Que les images et le son soient également une invitation à la réflexion et à l’action.
J’en doute, au regard de l’attitude adoptée par l’Etat, vis-à-vis des collèges, depuis le festival de Cannes…..
En quelques mots : ce film est bien entendu intéressant mais, ouvre t il bien à la réflexion et au débat ?
Il ne doit pas enfermer dans des appréciations stéréotypées et il doit être support à une réflexion pédagogique et une invitation à l’expression de légitimes exigences vis à vis d’un gouvernement qui brade le service public de l’éducation nationale!
Je ne porterais donc pas d’appréciation sur l’oeuvre cinématographique. Je me dois simplement d’indiquer que ce film est un reflet bien pâle et déformé de la réalité.
Il ne peut que motiver ceux qui entendent défendre et construire un système éducatif républicain, soucieux de gratuité, de laïcité et de qualité en refusant l’enfermement stérile imposé par le « gouvernement SARKOZY » qui ne prêche que pour une logique concurrentielle. En France nous sommes maintenant face à un refus de mettre plus et mieux en terme d’enseignement et d’éducation au sein de l’enseignement public pour la formation des citoyens du monde et spécialement auprès de ceux qui sont issus de milieux sociaux défavorisés.
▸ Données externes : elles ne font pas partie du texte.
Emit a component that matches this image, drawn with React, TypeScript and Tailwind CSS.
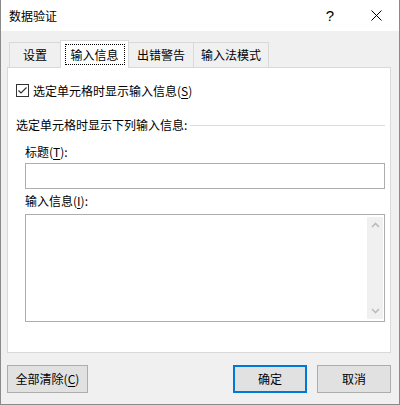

Délibérément, en raison d’un refus de réponse de qualité, avec la casse du collège, instrument privilégié de la cohérence Républicaine, l’Etat contribue à l’éclatement de la société et de la République. Des parents, des enseignants, des élus entendent ne pas laisser faire ! Ils refusent de passer d’un enfermement « entre les murs » à une logique qui conduit « dans le mur ».